#### [GIVEN REQUEST]
What is the number of lines that include the word "this"? Provide only that figure.

#### [INFORMATION GIVEN]
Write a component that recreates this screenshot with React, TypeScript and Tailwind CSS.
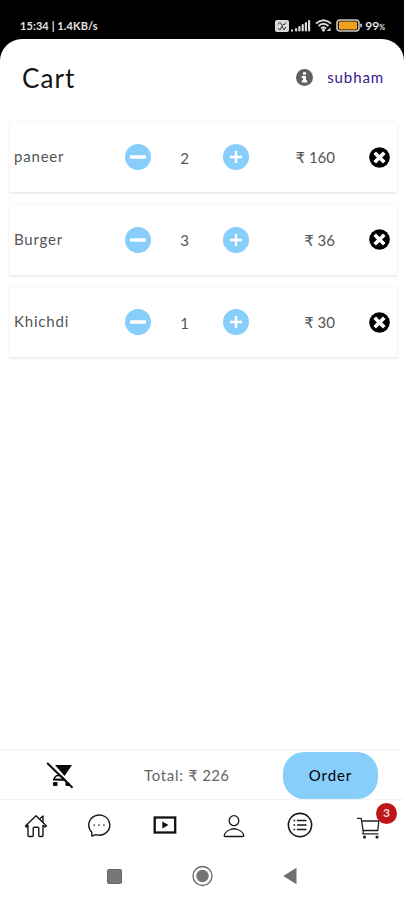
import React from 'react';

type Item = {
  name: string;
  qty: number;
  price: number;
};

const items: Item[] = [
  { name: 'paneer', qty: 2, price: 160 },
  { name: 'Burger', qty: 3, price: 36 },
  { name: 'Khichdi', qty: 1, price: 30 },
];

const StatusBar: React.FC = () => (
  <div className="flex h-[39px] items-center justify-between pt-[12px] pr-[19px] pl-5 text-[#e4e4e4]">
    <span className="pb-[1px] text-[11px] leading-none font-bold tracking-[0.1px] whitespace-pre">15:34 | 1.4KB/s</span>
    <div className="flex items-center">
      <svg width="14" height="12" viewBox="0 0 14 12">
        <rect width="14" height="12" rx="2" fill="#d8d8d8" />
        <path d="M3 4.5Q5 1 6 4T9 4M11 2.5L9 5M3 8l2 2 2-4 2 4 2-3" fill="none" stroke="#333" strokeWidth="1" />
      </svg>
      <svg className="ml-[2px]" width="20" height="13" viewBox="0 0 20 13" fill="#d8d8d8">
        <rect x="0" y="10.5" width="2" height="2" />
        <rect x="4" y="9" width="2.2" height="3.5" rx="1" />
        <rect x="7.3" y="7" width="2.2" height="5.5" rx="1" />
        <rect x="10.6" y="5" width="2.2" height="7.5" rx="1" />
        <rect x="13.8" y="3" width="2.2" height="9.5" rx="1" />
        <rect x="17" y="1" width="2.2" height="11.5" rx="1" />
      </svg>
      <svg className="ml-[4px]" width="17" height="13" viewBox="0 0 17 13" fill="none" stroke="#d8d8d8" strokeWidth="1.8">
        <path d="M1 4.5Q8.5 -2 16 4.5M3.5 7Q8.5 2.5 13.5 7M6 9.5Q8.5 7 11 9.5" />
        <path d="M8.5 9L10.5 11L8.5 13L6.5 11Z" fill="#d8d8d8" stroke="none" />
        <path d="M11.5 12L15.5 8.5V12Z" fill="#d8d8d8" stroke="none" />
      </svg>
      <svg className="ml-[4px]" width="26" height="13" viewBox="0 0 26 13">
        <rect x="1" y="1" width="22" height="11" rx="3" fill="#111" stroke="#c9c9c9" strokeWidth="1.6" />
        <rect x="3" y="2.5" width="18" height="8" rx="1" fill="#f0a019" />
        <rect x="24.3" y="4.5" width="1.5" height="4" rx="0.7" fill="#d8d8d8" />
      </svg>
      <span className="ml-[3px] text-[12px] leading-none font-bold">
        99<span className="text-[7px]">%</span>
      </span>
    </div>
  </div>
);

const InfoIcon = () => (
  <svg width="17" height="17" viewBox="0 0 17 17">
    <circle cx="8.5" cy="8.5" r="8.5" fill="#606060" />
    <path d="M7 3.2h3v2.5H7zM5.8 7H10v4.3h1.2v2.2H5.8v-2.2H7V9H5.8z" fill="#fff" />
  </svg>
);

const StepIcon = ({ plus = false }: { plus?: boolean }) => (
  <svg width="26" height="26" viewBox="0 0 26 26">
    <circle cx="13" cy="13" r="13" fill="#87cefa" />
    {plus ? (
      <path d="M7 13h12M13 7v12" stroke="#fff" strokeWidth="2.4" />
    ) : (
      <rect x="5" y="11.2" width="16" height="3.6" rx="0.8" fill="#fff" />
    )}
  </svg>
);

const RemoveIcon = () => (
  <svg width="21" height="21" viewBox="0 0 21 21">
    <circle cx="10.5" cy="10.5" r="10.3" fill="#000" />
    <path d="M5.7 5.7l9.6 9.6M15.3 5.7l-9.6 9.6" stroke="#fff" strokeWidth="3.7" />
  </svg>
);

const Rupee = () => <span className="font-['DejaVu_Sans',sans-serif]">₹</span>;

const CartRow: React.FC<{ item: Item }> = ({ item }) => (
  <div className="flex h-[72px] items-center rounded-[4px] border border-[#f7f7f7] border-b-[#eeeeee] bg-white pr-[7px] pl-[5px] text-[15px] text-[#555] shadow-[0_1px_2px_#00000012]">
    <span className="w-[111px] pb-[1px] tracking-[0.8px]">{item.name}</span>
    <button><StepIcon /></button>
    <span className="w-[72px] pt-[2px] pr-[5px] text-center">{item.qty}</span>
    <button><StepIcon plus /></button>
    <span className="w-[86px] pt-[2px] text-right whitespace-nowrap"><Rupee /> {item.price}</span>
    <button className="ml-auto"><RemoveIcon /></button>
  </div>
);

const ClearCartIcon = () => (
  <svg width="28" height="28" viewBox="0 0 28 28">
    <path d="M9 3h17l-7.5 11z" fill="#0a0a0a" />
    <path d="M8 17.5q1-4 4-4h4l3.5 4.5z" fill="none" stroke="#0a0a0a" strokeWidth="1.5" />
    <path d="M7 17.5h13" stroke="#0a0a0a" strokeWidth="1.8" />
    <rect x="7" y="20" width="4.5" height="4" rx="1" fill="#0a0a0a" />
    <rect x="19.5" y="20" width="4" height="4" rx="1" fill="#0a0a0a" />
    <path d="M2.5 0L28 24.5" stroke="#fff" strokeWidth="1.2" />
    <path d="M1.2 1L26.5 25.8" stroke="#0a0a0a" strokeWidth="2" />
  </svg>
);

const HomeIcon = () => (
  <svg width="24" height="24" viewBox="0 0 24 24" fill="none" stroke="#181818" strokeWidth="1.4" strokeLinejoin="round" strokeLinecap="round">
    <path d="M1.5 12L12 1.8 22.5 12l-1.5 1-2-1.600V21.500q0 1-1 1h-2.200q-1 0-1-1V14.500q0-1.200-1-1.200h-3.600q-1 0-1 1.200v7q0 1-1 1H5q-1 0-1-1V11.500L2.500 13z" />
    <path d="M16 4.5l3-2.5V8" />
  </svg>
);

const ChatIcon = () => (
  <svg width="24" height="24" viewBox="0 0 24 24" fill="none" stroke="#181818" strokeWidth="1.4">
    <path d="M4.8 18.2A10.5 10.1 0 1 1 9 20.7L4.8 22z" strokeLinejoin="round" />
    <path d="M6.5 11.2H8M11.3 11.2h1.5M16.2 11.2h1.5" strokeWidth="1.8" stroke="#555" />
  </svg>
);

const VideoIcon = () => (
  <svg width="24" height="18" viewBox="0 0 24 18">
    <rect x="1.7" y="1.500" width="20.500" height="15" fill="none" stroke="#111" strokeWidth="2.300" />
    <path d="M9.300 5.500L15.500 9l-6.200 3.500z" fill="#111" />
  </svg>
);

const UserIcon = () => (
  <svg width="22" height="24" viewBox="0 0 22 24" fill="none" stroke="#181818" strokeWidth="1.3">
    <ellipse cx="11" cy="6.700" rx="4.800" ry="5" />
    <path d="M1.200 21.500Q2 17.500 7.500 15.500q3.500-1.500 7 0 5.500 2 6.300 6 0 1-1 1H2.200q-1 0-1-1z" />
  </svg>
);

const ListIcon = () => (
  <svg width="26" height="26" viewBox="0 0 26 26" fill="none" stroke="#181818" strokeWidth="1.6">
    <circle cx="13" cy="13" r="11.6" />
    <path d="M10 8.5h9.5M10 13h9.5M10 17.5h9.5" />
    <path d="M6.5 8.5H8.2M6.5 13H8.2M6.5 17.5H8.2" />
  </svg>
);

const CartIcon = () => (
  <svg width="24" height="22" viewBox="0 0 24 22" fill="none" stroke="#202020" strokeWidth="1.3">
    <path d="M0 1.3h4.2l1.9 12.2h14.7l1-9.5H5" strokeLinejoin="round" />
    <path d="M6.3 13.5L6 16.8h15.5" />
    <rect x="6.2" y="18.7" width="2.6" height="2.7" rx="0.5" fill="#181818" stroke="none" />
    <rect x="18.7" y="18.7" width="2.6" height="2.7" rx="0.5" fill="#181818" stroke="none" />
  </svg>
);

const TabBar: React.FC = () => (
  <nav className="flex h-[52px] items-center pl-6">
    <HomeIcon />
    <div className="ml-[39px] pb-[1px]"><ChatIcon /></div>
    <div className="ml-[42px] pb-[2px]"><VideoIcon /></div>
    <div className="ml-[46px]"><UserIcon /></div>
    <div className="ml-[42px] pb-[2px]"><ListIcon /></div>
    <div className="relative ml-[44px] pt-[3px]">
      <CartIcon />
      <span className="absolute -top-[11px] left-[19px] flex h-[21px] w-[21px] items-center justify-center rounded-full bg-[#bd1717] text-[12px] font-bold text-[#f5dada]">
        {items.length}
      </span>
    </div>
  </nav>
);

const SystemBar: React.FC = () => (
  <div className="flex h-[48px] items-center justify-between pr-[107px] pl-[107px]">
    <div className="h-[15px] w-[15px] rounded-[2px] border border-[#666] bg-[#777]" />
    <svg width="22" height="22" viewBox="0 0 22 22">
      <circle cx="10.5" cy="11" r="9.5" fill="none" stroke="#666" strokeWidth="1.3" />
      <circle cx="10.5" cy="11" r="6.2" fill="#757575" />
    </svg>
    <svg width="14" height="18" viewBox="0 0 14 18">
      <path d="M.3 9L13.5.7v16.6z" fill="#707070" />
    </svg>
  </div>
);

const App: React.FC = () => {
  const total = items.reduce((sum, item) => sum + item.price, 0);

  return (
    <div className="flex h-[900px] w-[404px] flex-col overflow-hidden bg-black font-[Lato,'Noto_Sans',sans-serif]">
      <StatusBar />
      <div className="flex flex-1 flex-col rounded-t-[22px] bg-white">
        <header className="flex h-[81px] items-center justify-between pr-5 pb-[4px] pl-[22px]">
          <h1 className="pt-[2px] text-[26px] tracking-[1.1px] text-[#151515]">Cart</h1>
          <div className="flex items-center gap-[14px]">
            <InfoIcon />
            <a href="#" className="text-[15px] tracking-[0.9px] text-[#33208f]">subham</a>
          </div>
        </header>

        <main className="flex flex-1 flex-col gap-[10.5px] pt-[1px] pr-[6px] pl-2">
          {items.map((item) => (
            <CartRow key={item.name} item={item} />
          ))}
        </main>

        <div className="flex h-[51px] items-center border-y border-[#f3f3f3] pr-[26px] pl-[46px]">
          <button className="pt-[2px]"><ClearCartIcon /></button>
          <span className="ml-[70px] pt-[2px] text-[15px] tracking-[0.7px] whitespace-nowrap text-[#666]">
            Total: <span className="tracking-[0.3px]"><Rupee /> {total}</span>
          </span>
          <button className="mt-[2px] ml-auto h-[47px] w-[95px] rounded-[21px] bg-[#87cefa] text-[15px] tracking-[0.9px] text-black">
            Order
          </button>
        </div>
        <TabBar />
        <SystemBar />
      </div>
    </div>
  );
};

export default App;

---

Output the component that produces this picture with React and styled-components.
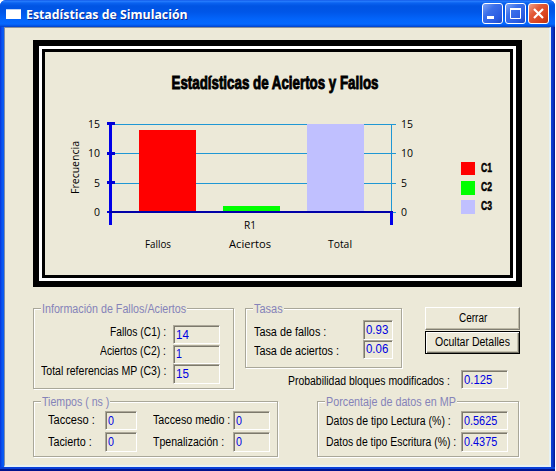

#### [IN RESPONSE]
2